売り出し価格

 先日、「町中華という言葉が気に入らない」ということを書いた。

 しかし、なんだろね、その言葉が敷衍することで、何かしらの価値観の見直しが起こって、ブームでも再発見でもディスカバーでもなんでもいいんだけれど、これまで来店しなかった層がお店に来るようになって注文し金を払い店の利益となる。その店の多くは大資本のチェーン店ではなく個人商店だろう。たとえ一過性の流行だとしても、個人商店にお金が落ちるのはいいことなのではないか。それとも、これまで様々なジャンルで起こったように、大資本がその流行や価値観に目をつけて介入して個人商店よりも安価で小綺麗で高品質なモノをチェーン店で提供するようになり、個人商店は苦境に陥り、流行が去った後にはチェーン店も個人商店もどちらもなくなるということが今後あるのか。

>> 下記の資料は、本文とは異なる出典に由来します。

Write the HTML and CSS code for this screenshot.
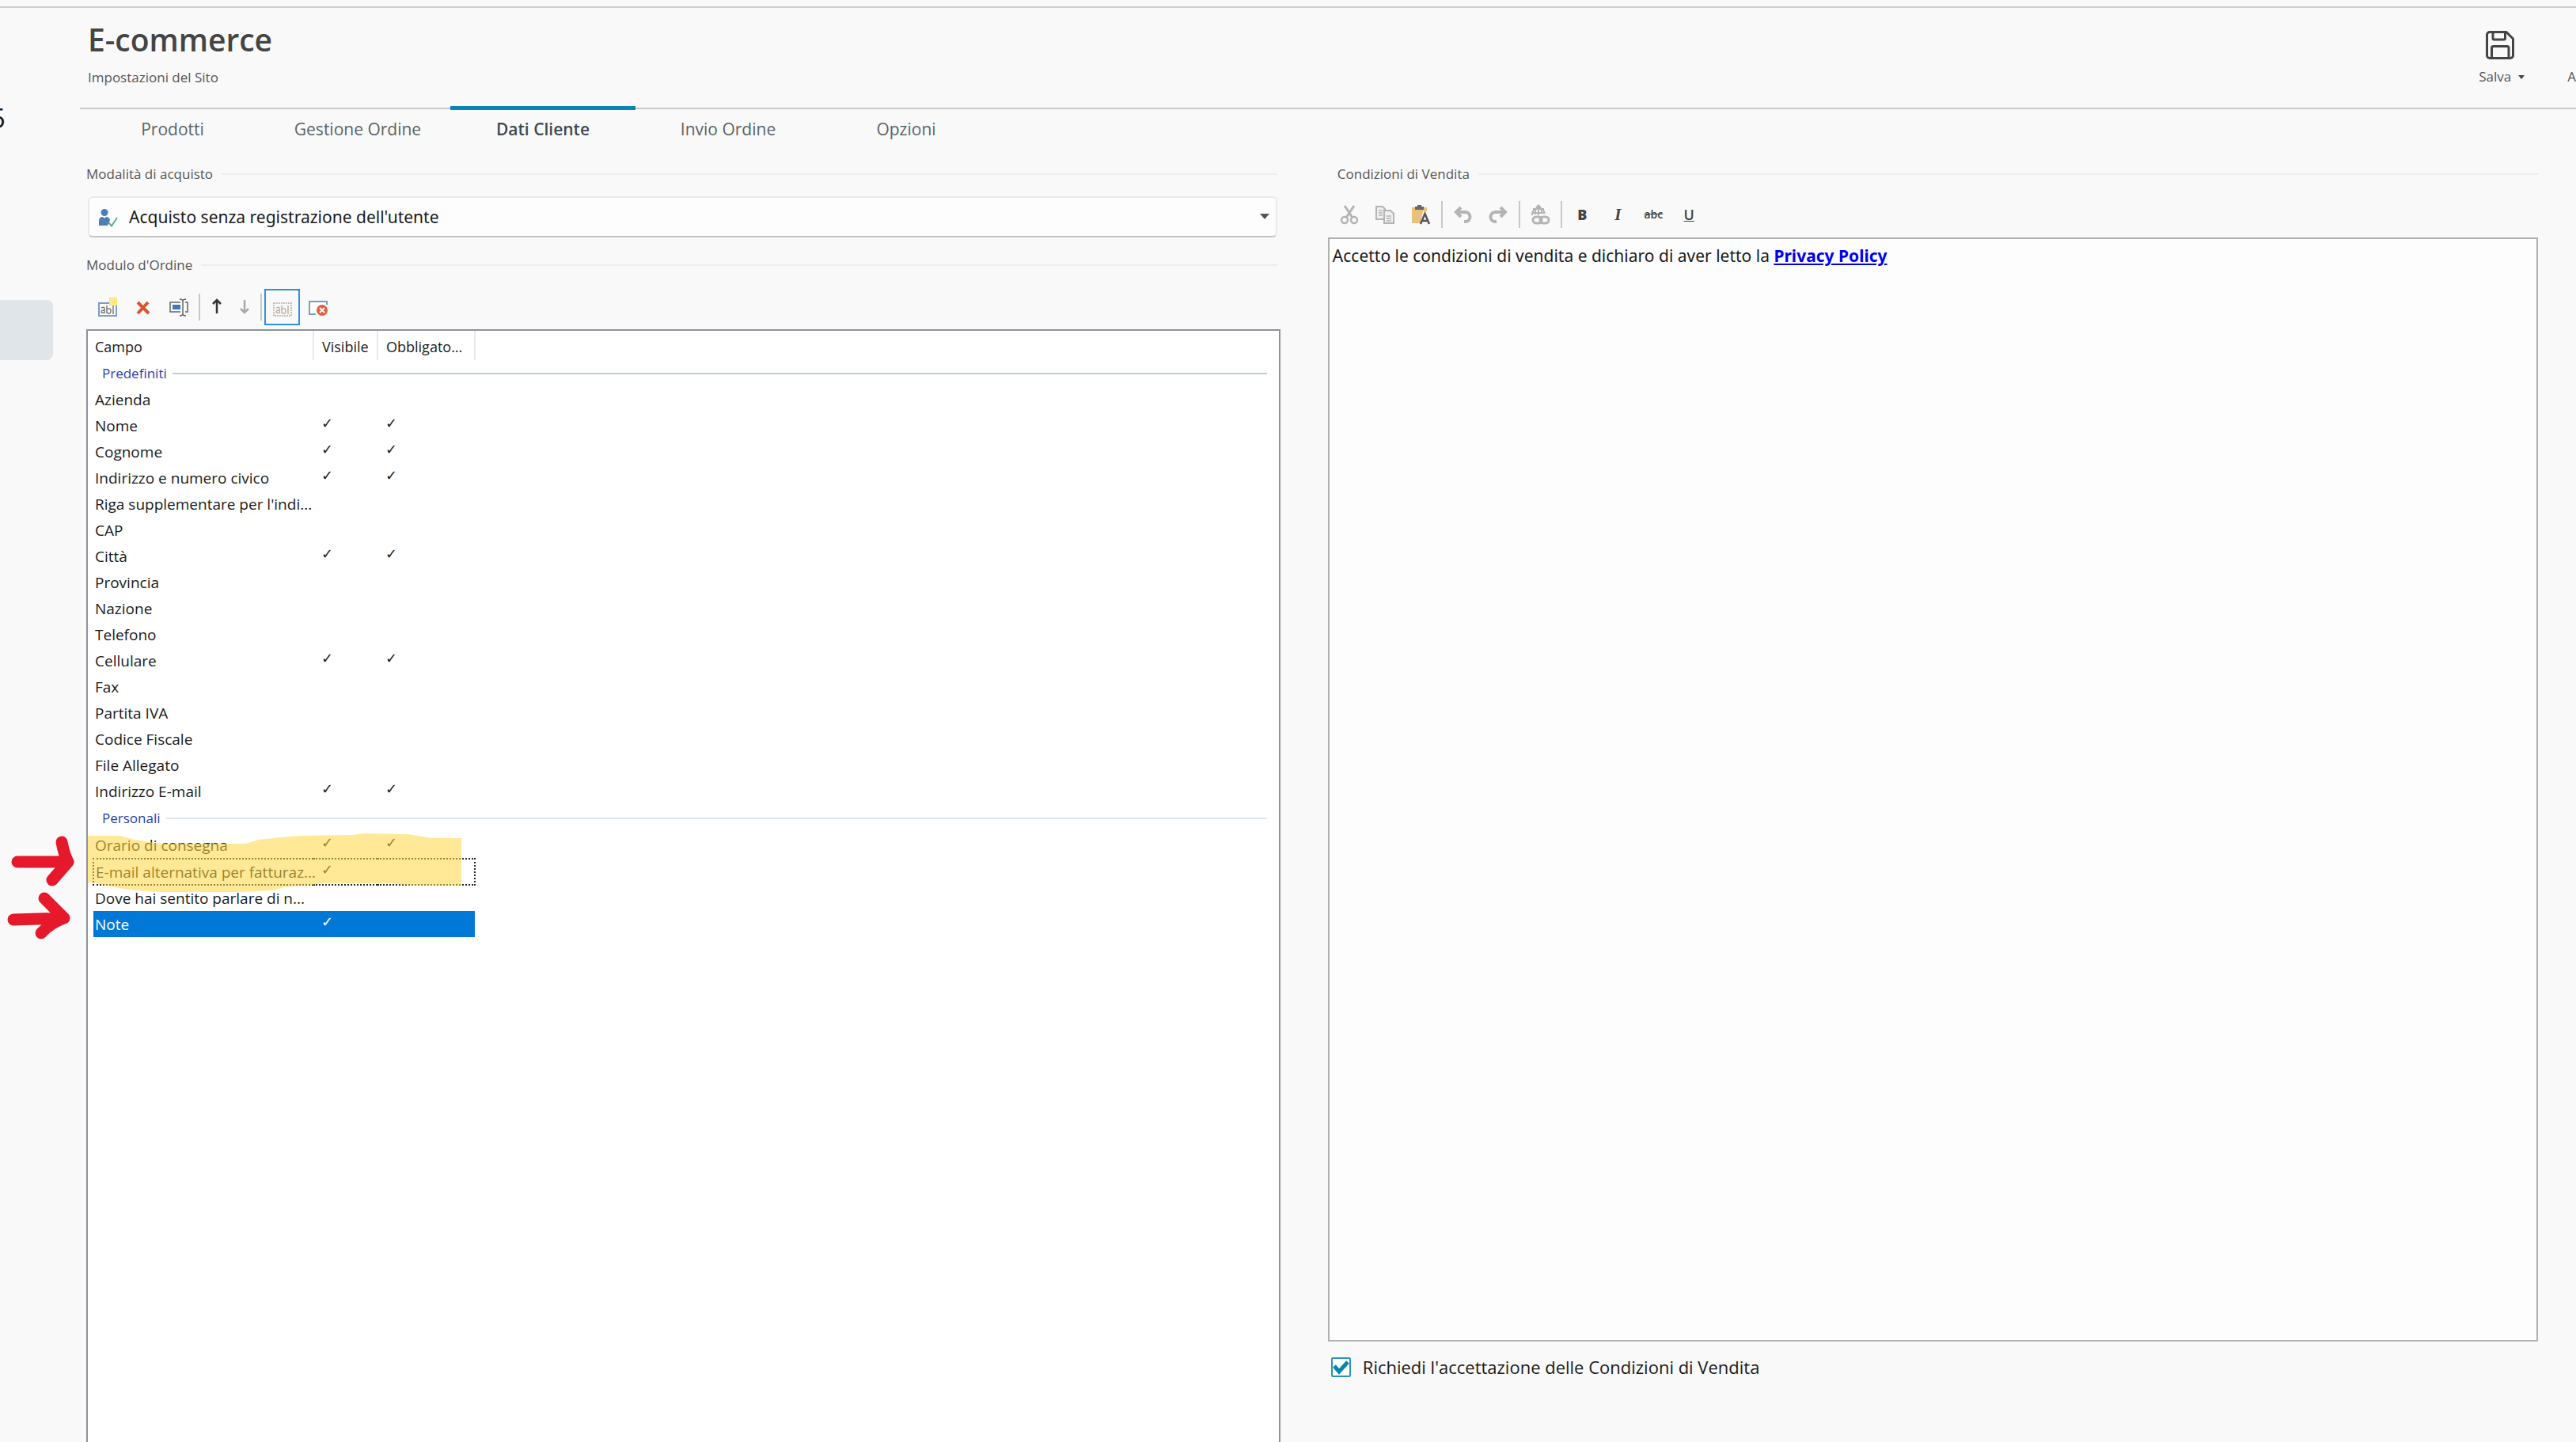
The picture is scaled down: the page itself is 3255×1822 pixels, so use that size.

 もう少し考えてみる。大資本のチェーン・フランチャイズのタコ焼き屋が近くにできても、昔からやっている個人商店のタコ焼き屋は何事もなかったかのように営業を続けている場合もある。ただ、その個人商店の半分くらいは生活費のある程度が年金で補えたり、まだ不動産が安かった頃に購入した自宅兼店舗のようにも思える。近所にある商店街で、ひとつの店舗が商売をやめた。それほど規模が大きい商店街でもないし、観光客が訪れたり大きな駅の近くでひっきりなしに人通りがあるというわけでもない。ごく普通の小規模の、混雑/閑散、そのどちらかといえば後者側の商店街である。閉まったシャッターに貼られた不動産屋の〈売り出し価格〉をどんなモンなんかなと読んで価格にたまげた。自分が予想していた三〜四倍ほどの値段だったのだ。